Group capital expenditure, excluding acquisitions, totaled €50 million much the same as in 2012. The net book value of fixed assets disposed of in 2013 was €3 million, down from €26 million in the previous year.
POST BALANCE SHEET EVENTS 31/12/2013
Group subsidiary, Titan Global Finance PLC (TGF), entered a €455 million multi – currency forward start revolving credit facility with a syndicate of Greek and international banks. The contract was signed on 30.01.2014, in London. The facility, which is guaranteed by Titan Cement S.A., matures in January 2018 and will be used for the refinancing of TGF’s existing syndicated facility, maturing in January 2015, as well as for general corporate purposes.
PROSPECTS FOR 2014
Recent trends in the Group’s markets justify a degree of reserved optimism for 2014, despite lingering uncertainties.

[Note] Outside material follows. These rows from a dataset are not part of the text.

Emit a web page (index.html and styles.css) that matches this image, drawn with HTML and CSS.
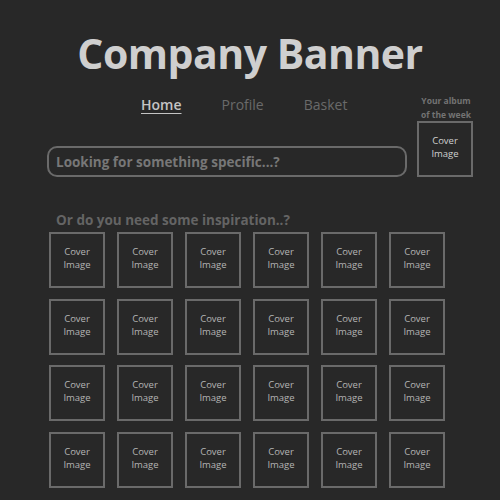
FILE: index.html
```html
<!DOCTYPE html>
<html>
<head>
  <title>Company Banner</title>
  <link rel="stylesheet" href="styles.css">
</head>
<body>
  <h1 class="banner">Company Banner</h1>

  <div class="top">
    <div class="main">
      <nav class="nav">
        <a href="#" class="active">Home</a>
        <a href="#">Profile</a>
        <a href="#">Basket</a>
      </nav>
      <input type="text" class="search" placeholder="Looking for something specific...?">
    </div>
    <div class="album">
      <p class="album-title">Your album<br>of the week</p>
      <div class="cover">Cover<br>Image</div>
    </div>
  </div>

  <p class="inspire">Or do you need some inspiration..?</p>

  <div class="grid">
    <div class="cover">Cover<br>Image</div>
    <div class="cover">Cover<br>Image</div>
    <div class="cover">Cover<br>Image</div>
    <div class="cover">Cover<br>Image</div>
    <div class="cover">Cover<br>Image</div>
    <div class="cover">Cover<br>Image</div>
    <div class="cover">Cover<br>Image</div>
    <div class="cover">Cover<br>Image</div>
    <div class="cover">Cover<br>Image</div>
    <div class="cover">Cover<br>Image</div>
    <div class="cover">Cover<br>Image</div>
    <div class="cover">Cover<br>Image</div>
    <div class="cover">Cover<br>Image</div>
    <div class="cover">Cover<br>Image</div>
    <div class="cover">Cover<br>Image</div>
    <div class="cover">Cover<br>Image</div>
    <div class="cover">Cover<br>Image</div>
    <div class="cover">Cover<br>Image</div>
    <div class="cover">Cover<br>Image</div>
    <div class="cover">Cover<br>Image</div>
    <div class="cover">Cover<br>Image</div>
    <div class="cover">Cover<br>Image</div>
    <div class="cover">Cover<br>Image</div>
    <div class="cover">Cover<br>Image</div>
  </div>
</body>
</html>
```

FILE: styles.css
```css
html, body {
  background-color: #282828;
}

body {
  font-family: "Open Sans", "Noto Sans", sans-serif;
  margin: 0;
  padding: 0 0 0 47px;
  width: 430px;
  overflow: hidden;
}

.banner {
  margin: 27px 0 0 -47px;
  width: 500px;
  text-align: center;
  font-size: 41px;
  font-weight: 700;
  color: #cfcfcf;
  line-height: 52px;
  letter-spacing: -0.5px;
}

.top {
  display: flex;
  gap: 10px;
  margin-top: 12px;
}

.main {
  width: 360px;
}

.nav {
  display: flex;
  gap: 40px;
  padding: 5px 0 0 94px;
  height: 34px;
  box-sizing: border-box;
}

.nav a {
  color: #6a6a6a;
  font-size: 14px;
  line-height: 18px;
  text-decoration: none;
}

.nav a.active {
  color: #c4c4c4;
  font-weight: 600;
  text-decoration: underline;
  text-underline-offset: 3px;
}

.search {
  display: block;
  width: 360px;
  height: 31px;
  margin-top: 21px;
  box-sizing: border-box;
  background: transparent;
  border: 2px solid #6a6a6a;
  border-radius: 10px;
  padding: 0 7px;
  font-family: inherit;
  font-size: 13.5px;
  font-weight: 700;
  color: #777;
}

.search::placeholder {
  color: #777;
}

.album {
  width: 56px;
}

.album-title {
  margin: 3px 0 0 -1px;
  width: 60px;
  text-align: center;
  font-size: 8.5px;
  font-weight: 700;
  line-height: 14px;
  color: #737373;
}

.album .cover {
  margin-top: -1px;
  color: #cfcfcf;
}

.inspire {
  margin: 34px 0 3px 9px;
  font-size: 13.5px;
  font-weight: 700;
  line-height: 18px;
  color: #646464;
}

.cover {
  width: 56px;
  height: 56px;
  box-sizing: border-box;
  border: 2px solid #6a6a6a;
  display: flex;
  align-items: center;
  justify-content: center;
  text-align: center;
  font-size: 9.5px;
  line-height: 13px;
  color: #b4b4b4;
  padding-bottom: 4px;
}

.grid {
  display: grid;
  grid-template-columns: repeat(6, 56px);
  column-gap: 12px;
  row-gap: 10.5px;
  margin-left: 2px;
}
```
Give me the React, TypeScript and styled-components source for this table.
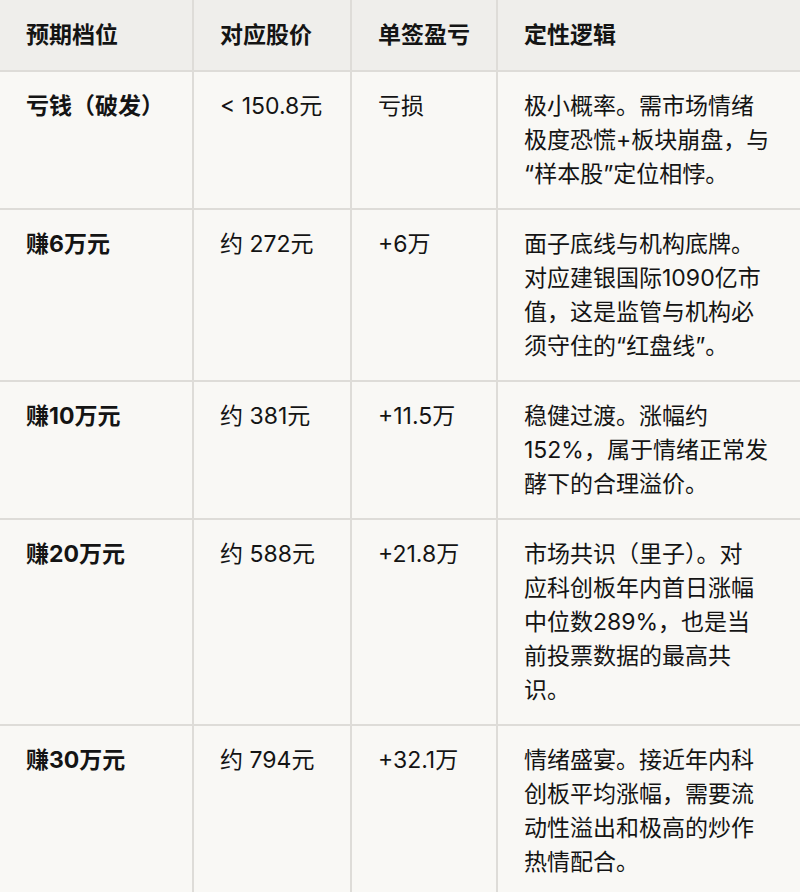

Cement consumption in the USA is expected to continue growing at a robust pace, largely owing to the recovery in the residential market. According to the estimates of the Portland Cement Association (PCA), all construction segments are expected to expand in 2014 and cement consumption should grow by at least 8%. The PCA estimates that cement consumption will grow at an even higher rate in the Southeast of the country where the majority of TITAN’s US operations are located. In Florida, cement consumption is forecasted to grow by double-digit figures over the next four years.
In Greece, cement demand is expected to increase for the first time since 2006, from the extremely low levels of 2013. The anticipated improvement is largely owed to the infrastructure segment, including road works. Expectations regarding the residential market remain muted.
The outlook for construction in Southeastern Europe is stable, without expectations for meaningful growth in the current year, as the region continues to be held back by the crisis in neighboring European countries.
The Group’s biggest challenges are anticipated in the Eastern Mediterranean. Egypt, and to a lesser extent Turkey, are facing political uncertainty and heightened economic risks. Although demand has remained resilient, it is a difficult backdrop against which to make a forecast. Furthermore, obtaining sufficient fuel to operate the production facilities in Egypt has evolved into a key challenge. Finally, currency fluctuations are likely to continue having a significant impact on the Group’s results in the region.
PARENT COMPANY FINANCIAL RESULTS TITAN S.A.
Turnover of TITAN Cement S.A. increased 6% to €235 million. EBITDA decreased 71% to €11 million. The Company’s net loss stood at €43 million in 2013, compared to a net loss of €16 million in 2012.
The improvement in Group operating profitability, in conjunction with a more optimistic outlook for 2014, allows the Board of Directors of TITAN Cement S.A. to propose to the Annual General Meeting of Shareholders, scheduled for 20.06.2014, the distribution of €0.10 per share from the Contingency Reserve.
TITAN is an independent cement and building materials producer with over 110 years of industry experience. Based in Greece, the Group owns cement plants in nine countries and is organized in four geographic regions: Greece & Western Europe, the USA, Southeastern Europe and the Eastern Mediterranean. Throughout its history TITAN has aimed to combine operational excellence with respect for people, society and the environment.
In 2013 the Group sold 17.2 m tons of cement and cementitious materials 3.4m. m3 of ready mixed concrete, 12.3 m tones of aggregates and various other building materials like concrete blocks, dry mortars etc.
Detailed financial and other information is available on the Titan Group website: www.titan-cement.com
The above announcement was communicated to the ASE and the HCMC, and was also posted on the website of the Athens Stock Exchange.